Given exercise:
Would you transcribe the listing that follows, character for character, and omit its images?

Dataset section:
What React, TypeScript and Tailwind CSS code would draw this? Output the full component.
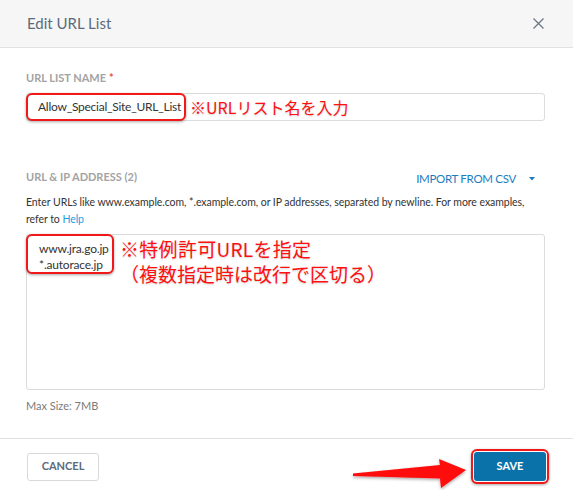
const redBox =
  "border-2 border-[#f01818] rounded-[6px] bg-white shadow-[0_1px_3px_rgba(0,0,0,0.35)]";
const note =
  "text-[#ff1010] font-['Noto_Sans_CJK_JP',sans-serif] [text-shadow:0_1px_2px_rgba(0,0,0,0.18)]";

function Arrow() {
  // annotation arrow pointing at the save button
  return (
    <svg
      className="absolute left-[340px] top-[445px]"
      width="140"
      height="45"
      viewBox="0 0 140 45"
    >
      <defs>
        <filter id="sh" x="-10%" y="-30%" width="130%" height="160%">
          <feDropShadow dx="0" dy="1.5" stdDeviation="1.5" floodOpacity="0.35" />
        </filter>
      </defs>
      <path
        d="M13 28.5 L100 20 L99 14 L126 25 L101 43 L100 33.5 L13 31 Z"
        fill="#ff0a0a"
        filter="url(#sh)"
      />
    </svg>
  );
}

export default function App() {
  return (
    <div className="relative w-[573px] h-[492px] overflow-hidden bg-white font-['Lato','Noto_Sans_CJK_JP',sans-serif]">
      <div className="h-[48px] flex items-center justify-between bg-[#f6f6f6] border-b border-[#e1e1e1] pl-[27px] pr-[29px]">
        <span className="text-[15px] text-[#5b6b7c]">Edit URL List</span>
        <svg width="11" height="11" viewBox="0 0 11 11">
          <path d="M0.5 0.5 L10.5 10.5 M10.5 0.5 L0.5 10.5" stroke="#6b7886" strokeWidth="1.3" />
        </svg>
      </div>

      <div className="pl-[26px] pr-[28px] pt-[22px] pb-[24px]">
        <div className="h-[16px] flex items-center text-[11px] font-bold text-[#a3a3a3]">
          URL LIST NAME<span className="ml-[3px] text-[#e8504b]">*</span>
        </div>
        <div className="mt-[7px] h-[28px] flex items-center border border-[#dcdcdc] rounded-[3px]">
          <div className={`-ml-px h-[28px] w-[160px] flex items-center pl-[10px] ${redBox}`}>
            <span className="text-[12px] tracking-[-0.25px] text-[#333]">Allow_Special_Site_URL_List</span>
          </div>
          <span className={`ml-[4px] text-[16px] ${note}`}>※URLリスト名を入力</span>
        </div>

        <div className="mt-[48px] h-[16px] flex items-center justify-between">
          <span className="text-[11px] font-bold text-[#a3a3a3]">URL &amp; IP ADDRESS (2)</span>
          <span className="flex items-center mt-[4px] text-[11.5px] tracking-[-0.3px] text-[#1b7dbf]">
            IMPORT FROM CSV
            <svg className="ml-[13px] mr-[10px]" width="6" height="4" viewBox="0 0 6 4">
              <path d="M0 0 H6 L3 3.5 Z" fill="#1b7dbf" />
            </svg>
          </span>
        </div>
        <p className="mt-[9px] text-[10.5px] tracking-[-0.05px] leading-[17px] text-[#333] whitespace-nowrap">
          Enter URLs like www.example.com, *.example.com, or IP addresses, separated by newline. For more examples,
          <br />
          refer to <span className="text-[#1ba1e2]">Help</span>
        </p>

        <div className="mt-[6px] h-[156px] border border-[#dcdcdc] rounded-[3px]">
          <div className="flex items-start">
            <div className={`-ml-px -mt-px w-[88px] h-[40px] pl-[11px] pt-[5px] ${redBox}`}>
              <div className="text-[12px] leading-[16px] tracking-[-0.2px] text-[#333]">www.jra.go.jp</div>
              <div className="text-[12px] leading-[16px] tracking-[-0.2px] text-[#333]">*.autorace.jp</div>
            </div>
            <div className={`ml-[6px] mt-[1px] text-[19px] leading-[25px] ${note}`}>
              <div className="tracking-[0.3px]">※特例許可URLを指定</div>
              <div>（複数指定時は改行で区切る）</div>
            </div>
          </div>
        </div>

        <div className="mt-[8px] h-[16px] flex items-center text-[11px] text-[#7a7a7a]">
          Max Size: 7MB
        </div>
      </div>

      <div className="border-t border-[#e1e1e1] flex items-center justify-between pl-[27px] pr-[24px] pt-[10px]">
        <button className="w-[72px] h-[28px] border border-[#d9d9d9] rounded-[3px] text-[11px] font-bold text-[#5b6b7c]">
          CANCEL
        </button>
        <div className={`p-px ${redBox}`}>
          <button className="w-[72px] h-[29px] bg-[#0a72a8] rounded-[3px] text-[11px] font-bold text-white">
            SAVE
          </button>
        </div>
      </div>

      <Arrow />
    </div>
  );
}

Complete output:
What React, TypeScript and Tailwind CSS code would draw this? Output the full component.
const redBox =
  "border-2 border-[#f01818] rounded-[6px] bg-white shadow-[0_1px_3px_rgba(0,0,0,0.35)]";
const note =
  "text-[#ff1010] font-['Noto_Sans_CJK_JP',sans-serif] [text-shadow:0_1px_2px_rgba(0,0,0,0.18)]";

function Arrow() {
  // annotation arrow pointing at the save button
  return (
    <svg
      className="absolute left-[340px] top-[445px]"
      width="140"
      height="45"
      viewBox="0 0 140 45"
    >
      <defs>
        <filter id="sh" x="-10%" y="-30%" width="130%" height="160%">
          <feDropShadow dx="0" dy="1.5" stdDeviation="1.5" floodOpacity="0.35" />
        </filter>
      </defs>
      <path
        d="M13 28.5 L100 20 L99 14 L126 25 L101 43 L100 33.5 L13 31 Z"
        fill="#ff0a0a"
        filter="url(#sh)"
      />
    </svg>
  );
}

export default function App() {
  return (
    <div className="relative w-[573px] h-[492px] overflow-hidden bg-white font-['Lato','Noto_Sans_CJK_JP',sans-serif]">
      <div className="h-[48px] flex items-center justify-between bg-[#f6f6f6] border-b border-[#e1e1e1] pl-[27px] pr-[29px]">
        <span className="text-[15px] text-[#5b6b7c]">Edit URL List</span>
        <svg width="11" height="11" viewBox="0 0 11 11">
          <path d="M0.5 0.5 L10.5 10.5 M10.5 0.5 L0.5 10.5" stroke="#6b7886" strokeWidth="1.3" />
        </svg>
      </div>

      <div className="pl-[26px] pr-[28px] pt-[22px] pb-[24px]">
        <div className="h-[16px] flex items-center text-[11px] font-bold text-[#a3a3a3]">
          URL LIST NAME<span className="ml-[3px] text-[#e8504b]">*</span>
        </div>
        <div className="mt-[7px] h-[28px] flex items-center border border-[#dcdcdc] rounded-[3px]">
          <div className={`-ml-px h-[28px] w-[160px] flex items-center pl-[10px] ${redBox}`}>
            <span className="text-[12px] tracking-[-0.25px] text-[#333]">Allow_Special_Site_URL_List</span>
          </div>
          <span className={`ml-[4px] text-[16px] ${note}`}>※URLリスト名を入力</span>
        </div>

        <div className="mt-[48px] h-[16px] flex items-center justify-between">
          <span className="text-[11px] font-bold text-[#a3a3a3]">URL &amp; IP ADDRESS (2)</span>
          <span className="flex items-center mt-[4px] text-[11.5px] tracking-[-0.3px] text-[#1b7dbf]">
            IMPORT FROM CSV
            <svg className="ml-[13px] mr-[10px]" width="6" height="4" viewBox="0 0 6 4">
              <path d="M0 0 H6 L3 3.5 Z" fill="#1b7dbf" />
            </svg>
          </span>
        </div>
        <p className="mt-[9px] text-[10.5px] tracking-[-0.05px] leading-[17px] text-[#333] whitespace-nowrap">
          Enter URLs like www.example.com, *.example.com, or IP addresses, separated by newline. For more examples,
          <br />
          refer to <span className="text-[#1ba1e2]">Help</span>
        </p>

        <div className="mt-[6px] h-[156px] border border-[#dcdcdc] rounded-[3px]">
          <div className="flex items-start">
            <div className={`-ml-px -mt-px w-[88px] h-[40px] pl-[11px] pt-[5px] ${redBox}`}>
              <div className="text-[12px] leading-[16px] tracking-[-0.2px] text-[#333]">www.jra.go.jp</div>
              <div className="text-[12px] leading-[16px] tracking-[-0.2px] text-[#333]">*.autorace.jp</div>
            </div>
            <div className={`ml-[6px] mt-[1px] text-[19px] leading-[25px] ${note}`}>
              <div className="tracking-[0.3px]">※特例許可URLを指定</div>
              <div>（複数指定時は改行で区切る）</div>
            </div>
          </div>
        </div>

        <div className="mt-[8px] h-[16px] flex items-center text-[11px] text-[#7a7a7a]">
          Max Size: 7MB
        </div>
      </div>

      <div className="border-t border-[#e1e1e1] flex items-center justify-between pl-[27px] pr-[24px] pt-[10px]">
        <button className="w-[72px] h-[28px] border border-[#d9d9d9] rounded-[3px] text-[11px] font-bold text-[#5b6b7c]">
          CANCEL
        </button>
        <div className={`p-px ${redBox}`}>
          <button className="w-[72px] h-[29px] bg-[#0a72a8] rounded-[3px] text-[11px] font-bold text-white">
            SAVE
          </button>
        </div>
      </div>

      <Arrow />
    </div>
  );
}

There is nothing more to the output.